Caulacanthus ustulatus (Turner) Kütz.
Phycol.General. 395 (1843)

Conservation Code: Not threatened
Naturalised Status: Native to Western Australia
Name Status: Current

Scientific Description
John Huisman & Cheryl Parker, Thursday 8 September 2016

Habit and structure. Thallus forming a tangled mat of decumbent axes attached to the substratum by clusters of multicellular rhizoids arising from outer cortical cells, with irregularly produced upright axes to 1.5–2.5 mm tall bearing sparse short lateral branches. Axes terete to slightly flattened, 100–350 µm in diameter, tapering to 60 µm in diameter just below the distinctly pointed apices. Central axis conspicuous, with cells 35–100 µm long and 12–20 µm in diameter when mature, each bearing a pair of di-trichotomously branching lateral filaments that traverse a small cavity before forming a pseudoparenchymatous cortex of 2–3 layers.

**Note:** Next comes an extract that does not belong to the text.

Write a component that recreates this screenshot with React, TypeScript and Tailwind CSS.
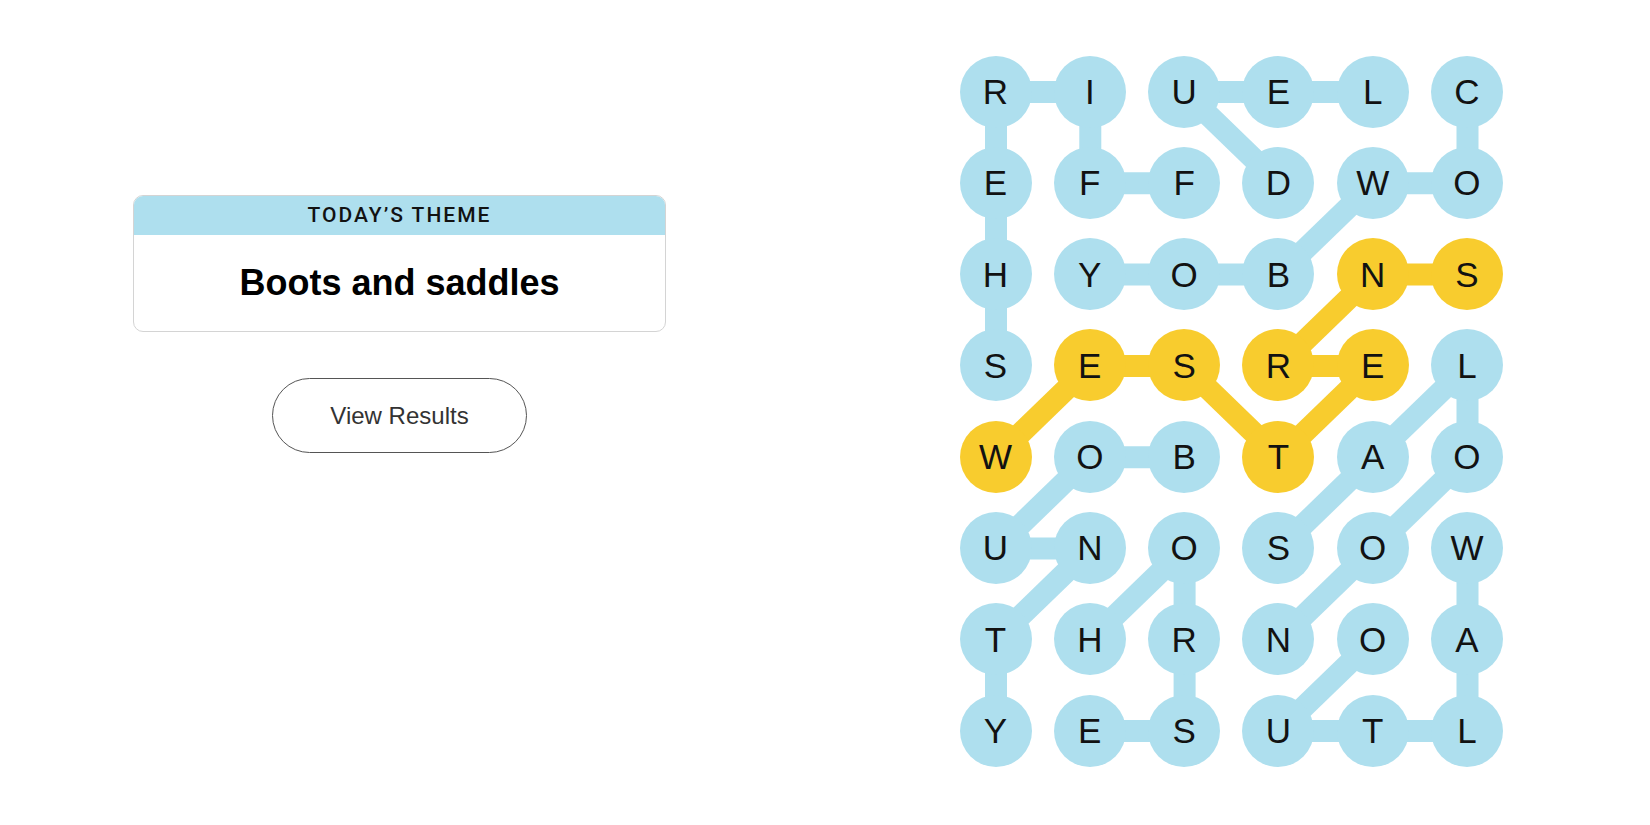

Outer cortical cells angular in surface view, 5–12 µm broad.


Reproduction. Reproductive structures not seen.


Distribution. Widespread species along tropical and warm-temperate coasts. It has been recorded from most regions, with the exception of the western Atlantic and Central and South America.


Habitat. C. ustulatus grows on intertidal rock or is epiphytic on a variety of algae and mangroves.